• _Given task_:
Check the listing below for lines with the word "this" and say how many there are, with nothing but the number.

Interface markup and scripts:
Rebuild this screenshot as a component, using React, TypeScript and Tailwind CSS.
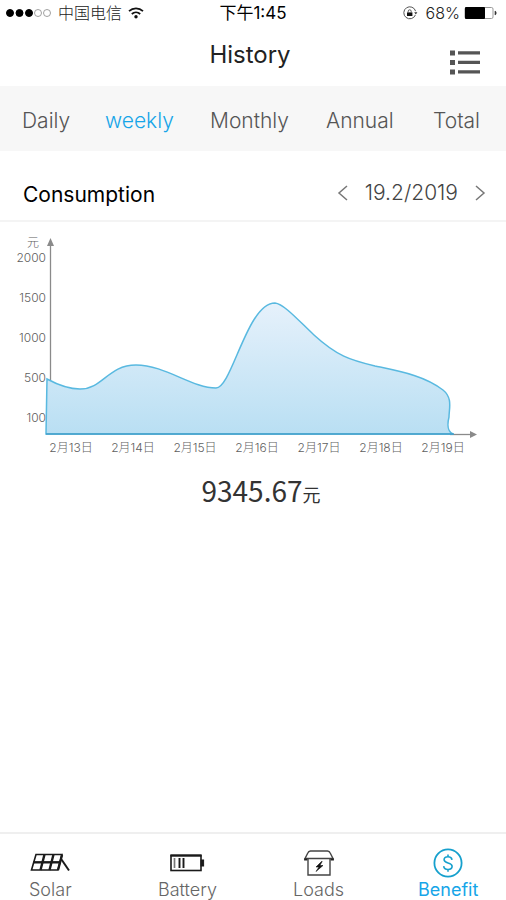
import React from 'react'

const tabs = ['Daily', 'weekly', 'Monthly', 'Annual', 'Total']

const yTicks = [
  { label: '2000', y: 37 },
  { label: '1500', y: 77 },
  { label: '1000', y: 117 },
  { label: '500', y: 157 },
  { label: '100', y: 197 },
]

const xTicks = ['2月13日', '2月14日', '2月15日', '2月16日', '2月17日', '2月18日', '2月19日']

const WifiIcon = () => (
  <svg className="w-4 h-3" viewBox="0 0 16 12" fill="none" stroke="#111" strokeWidth="1.7">
    <path d="M1 4.2c4-3.8 10-3.8 14 0" />
    <path d="M3.8 7c2.4-2.2 6-2.2 8.4 0" />
    <circle cx="8" cy="9.7" r="1.7" fill="#111" stroke="none" />
  </svg>
)

const LockIcon = () => (
  <svg className="w-4 h-4" viewBox="0 0 16 16" fill="none" stroke="#555" strokeWidth="1">
    <path d="M13.6 6.2A6 6 0 1 0 13.4 10" />
    <path d="M12.2 7.2h3.2L13.8 9.6z" fill="#333" stroke="none" />
    <rect x="5" y="7.4" width="5.4" height="3.6" fill="#111" stroke="none" />
    <path d="M6.2 7.4V6.3a1.5 1.5 0 0 1 3 0v1.1" stroke="#555" />
  </svg>
)

const BatteryLevel = () => (
  <svg className="w-[34px] h-[14px]" viewBox="0 0 34 14" fill="none">
    <rect x="1" y="1.5" width="28" height="11" rx="1.5" stroke="#999" />
    <rect x="1" y="1" width="20" height="12" rx="1" fill="#000" />
    <path d="M31 5c1.6.3 1.6 3.7 0 4z" fill="#333" stroke="#333" strokeWidth=".6" />
  </svg>
)

const SolarIcon = () => (
  <svg className="w-10 h-5" viewBox="0 0 40 20" fill="none" stroke="#1a1a1a" strokeWidth="1.6">
    <path d="M6 1.5h26l-4 15.5H1.500z" />
    <path d="M3.500 9.300h27" strokeWidth="2.4" />
    <path d="M14.500 1.500l-4 15.500M23.500 1.500l-4 15.500M32 2l-4 15" strokeWidth="2.4" />
    <path d="M31.500 6.500l7.500 11" strokeWidth="2" />
  </svg>
)

const BatteryIcon = () => (
  <svg className="w-9 h-5" viewBox="0 0 36 20" fill="none" stroke="#1a1a1a">
    <rect x="2" y="2.5" width="30" height="15" strokeWidth="1.6" />
    <path d="M1.5 2.5h31" strokeWidth="2.2" />
    <path d="M5.5 5v10" stroke="#777" strokeWidth="1.7" />
    <path d="M10.5 5v10M14.5 5v10" strokeWidth="1.9" />
    <rect x="32" y="7" width="2.6" height="6" fill="#1a1a1a" />
  </svg>
)

const LoadsIcon = () => (
  <svg className="w-8 h-7" viewBox="0 0 32 28" fill="none" stroke="#444" strokeWidth="1.4">
    <path d="M7.5 2h17q2 .2 2.7 2l2.8 5.5H2L4.8 4Q5.5 2.2 7.5 2z" />
    <path d="M2 9.5v1.2h2.5M30 9.5v1.2h-2.5" stroke="#222" strokeWidth="1.8" />
    <path d="M5 10v16h22V10" />
    <path d="M18.500 12.500l-5.500 5.500h3l-3 4.500 7-6h-3.200l2.400-4z" fill="#111" stroke="#111" strokeWidth=".6" />
  </svg>
)

const BenefitIcon = () => (
  <svg className="w-8 h-8" viewBox="0 0 32 32" fill="none" stroke="#16a0cd" strokeWidth="1.8">
    <circle cx="16" cy="16" r="13.6" />
    <path d="M20 12.8c-.3-2-1.8-3-4-3s-3.9 1.1-3.9 3c0 4.2 8 2.2 8 6.5 0 2-1.7 3.2-4.1 3.2s-4.1-1.2-4.3-3.3M16 7.5v2.3M16 22.5v2.3" strokeWidth="1.6" />
  </svg>
)

const navItems = [
  { label: 'Solar', icon: <SolarIcon /> },
  { label: 'Battery', icon: <BatteryIcon /> },
  { label: 'Loads', icon: <LoadsIcon /> },
  { label: 'Benefit', icon: <BenefitIcon /> },
]

const ConsumptionChart: React.FC = () => (
  <svg className="w-full h-auto block" viewBox="0 0 506 240" role="img" aria-label="Consumption">
    <defs>
      <linearGradient id="area" x1="0" y1="0" x2="0" y2="1">
        <stop offset="0" stopColor="#e6f1fb" />
        <stop offset="1" stopColor="#b9dff3" />
      </linearGradient>
    </defs>

    {/* 坐标轴 */}
    <g stroke="#8a8a8a" fill="#8a8a8a" strokeWidth="1.3">
      <path d="M50.5 19V209" />
      <path d="M50.5 13l3.5 8h-7z" strokeWidth="0" />
      <path d="M450 209.5H471" />
      <path d="M477 209.5l-7-3.5v7z" strokeWidth="0" />
    </g>

    {/* 面积曲线 */}
    <path
      d="M47 154C60 161 69 164 80 164C103 164 108 140 136 140C165 140 192 163 216 163C232 163 247 78 275 78C284 79 298 95 314 110C337 131 350 135 375 141C403 147 425 151 443 165C453 173 449 184 449 192C447 200 448 207 453 209H46Z"
      fill="url(#area)"
      stroke="#59b9e0"
      strokeWidth="1.5"
    />
    <path d="M46 209H454" stroke="#439fca" strokeWidth="1.5" />

    <g fill="#606060" fontSize="12" fontWeight="300" className="font-[Inter,'Noto_Sans_CJK_SC',sans-serif]">
      <text x="39" y="22" textAnchor="end">元</text>
      {yTicks.map((t) => (
        <text key={t.label} x="46" y={t.y} textAnchor="end">{t.label}</text>
      ))}
      {xTicks.map((label, i) => (
        <text key={label} x={71 + i * 62} y="227" textAnchor="middle">{label}</text>
      ))}
    </g>
  </svg>
)

export default function App() {
  return (
    <div className="min-h-screen flex flex-col bg-white font-[Inter,'Noto_Sans_CJK_SC',sans-serif] font-light text-[#222]">
      {/* 状态栏 */}
      <div className="h-[26px] grid grid-cols-[1fr_auto_1fr] items-center px-[6px] text-base leading-5">
        <div className="flex items-center gap-[6px]">
          <svg className="w-[46px] h-[10px]" viewBox="0 0 46 10" stroke="#000">
            <circle cx="4" cy="5" r="3.5" />
            <circle cx="13.5" cy="5" r="3.5" />
            <circle cx="23" cy="5" r="3.5" />
            <circle cx="32" cy="5" r="3.5" fill="none" stroke="#888" strokeWidth=".8" />
            <circle cx="41" cy="5" r="3.5" fill="none" stroke="#888" strokeWidth=".8" />
          </svg>
          <span>中国电信</span>
          <WifiIcon />
        </div>
        <span className="text-[17px] font-normal text-black">下午1:45</span>
        <div className="flex items-center justify-end gap-1 pr-[2px]">
          <LockIcon />
          <span className="ml-1">68%</span>
          <BatteryLevel />
        </div>
      </div>

      {/* 标题 */}
      <header className="h-[60px] grid grid-cols-[1fr_auto_1fr] items-center pl-5 pr-[26px]">
        <h1 className="col-start-2 pb-[2px] text-2xl font-normal">History</h1>
        <button className="justify-self-end pt-3" aria-label="Menu">
          <svg className="w-[30px] h-[25px]" viewBox="0 0 30 25" fill="#555">
            <path d="M0 .5h5v5H0zM0 10h5v5H0zM0 19.5h5v5H0zM8 1.2h22v3.3H8zM8 10.7h22V14H8zM8 20.2h22v3.3H8z" />
          </svg>
        </button>
      </header>

      <nav className="h-[65px] pt-1 pl-[22px] grid grid-cols-[83fr_105fr_116fr_107fr_73fr] items-center bg-[#f7f7f7] text-[21px] text-[#555]">
        {tabs.map((tab) => (
          <button key={tab} className={`justify-self-start ${tab === 'weekly' ? 'text-[#16a5e8]' : ''}`}>
            {tab}
          </button>
        ))}
      </nav>

      <main className="flex-1">
        <div className="h-[71px] flex items-center justify-between pt-[18px] pl-[23px] pr-5 border-b-2 border-[#f4f4f4]">
          <h2 className="text-[21px] font-normal text-black">Consumption</h2>
          <div className="flex items-center gap-4 pb-1 text-[21px] text-[#444]">
            <button aria-label="Previous">
              <svg className="w-3 h-4" viewBox="0 0 12 16" fill="none" stroke="#777" strokeWidth="1.5">
                <path d="M10 1L2 8l8 7" />
              </svg>
            </button>
            <span>19.2/2019</span>
            <button aria-label="Next">
              <svg className="w-3 h-4" viewBox="0 0 12 16" fill="none" stroke="#777" strokeWidth="1.5">
                <path d="M2 1l8 7-8 7" />
              </svg>
            </button>
          </div>
        </div>

        <div className="pt-[3px]">
          <ConsumptionChart />
        </div>

        <p className="pl-4 pt-[3px] text-center text-[28px] leading-[44px] font-normal text-[#333] font-['Noto_Sans_CJK_SC',sans-serif]">
          9345.67<span className="text-lg">元</span>
        </p>
      </main>

      {/* 底部导航 */}
      <nav className="h-[68px] pl-[29px] grid grid-cols-[129fr_135fr_125fr_88fr] border-t-2 border-[#efefef] text-lg leading-5 text-[#666]">
        {navItems.map((item) => (
          <button
            key={item.label}
            className={`justify-self-start flex flex-col items-center pt-3 ${item.label === 'Benefit' ? 'text-[#16a5e8] font-normal' : ''}`}
          >
            <span className="h-[34px] flex items-center">{item.icon}</span>
            {item.label}
          </button>
        ))}
      </nav>
    </div>
  )
}
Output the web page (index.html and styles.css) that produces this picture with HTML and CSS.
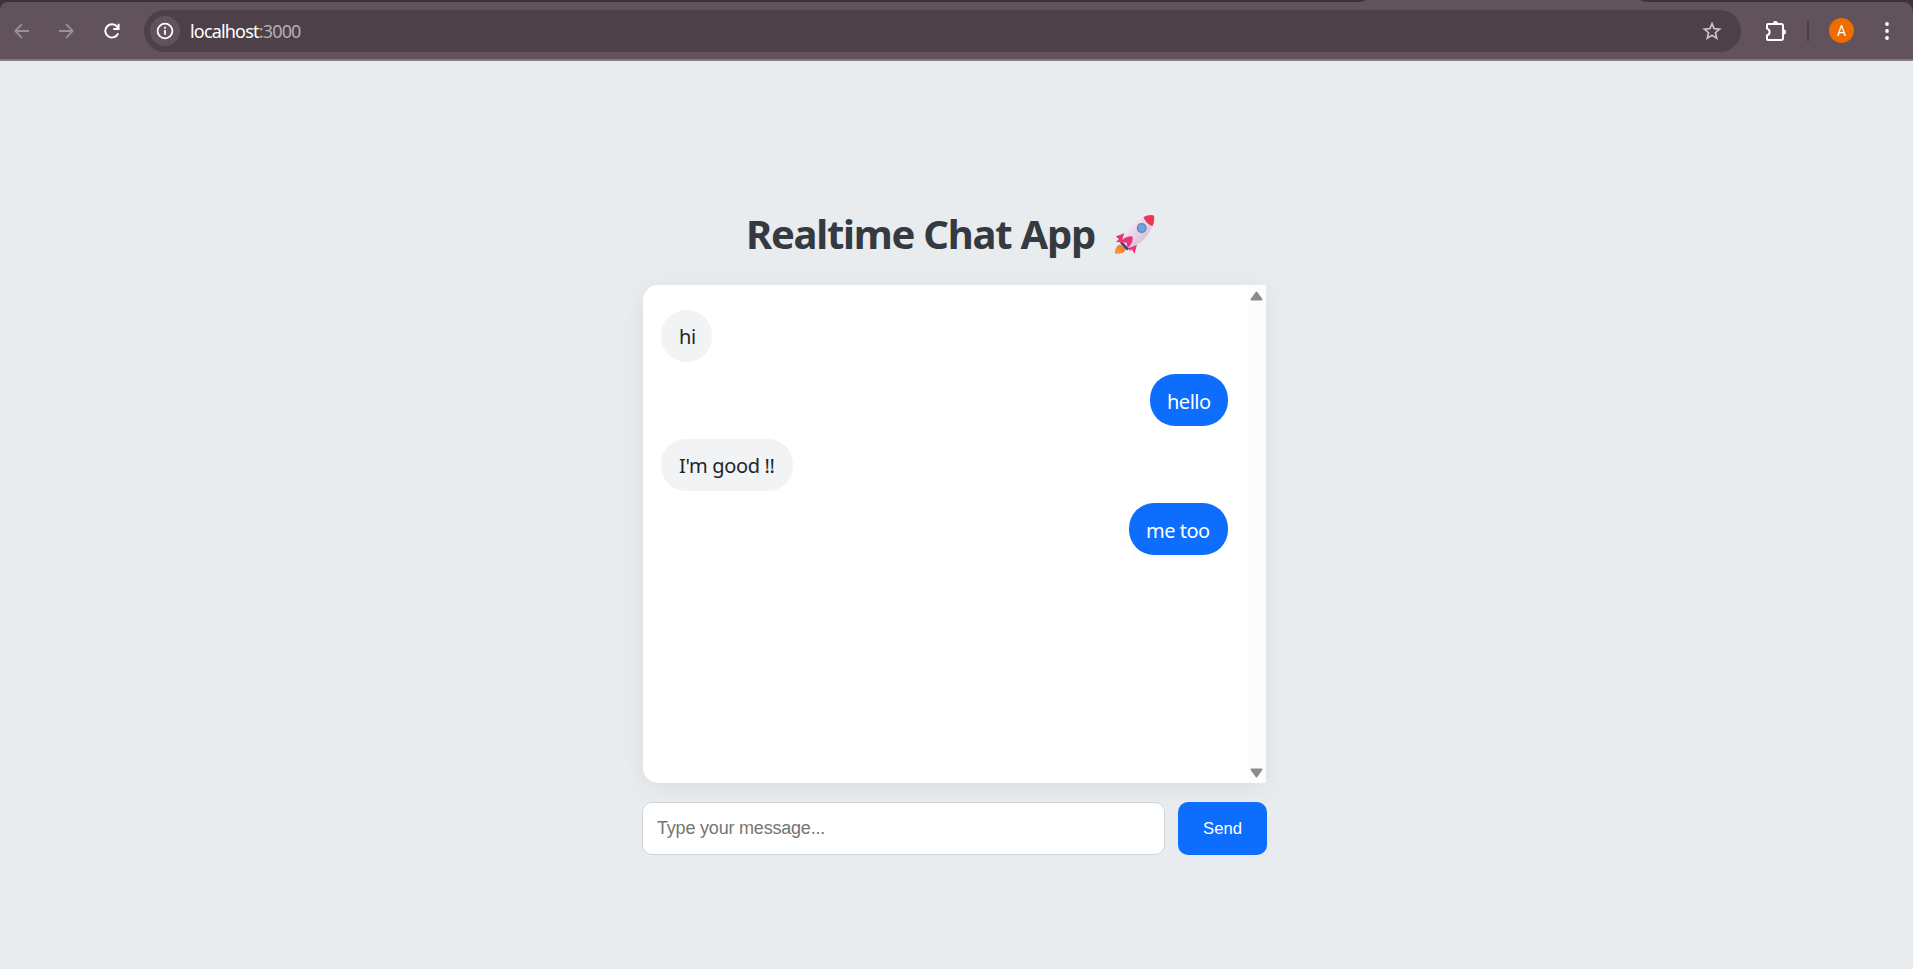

• _The output_:
2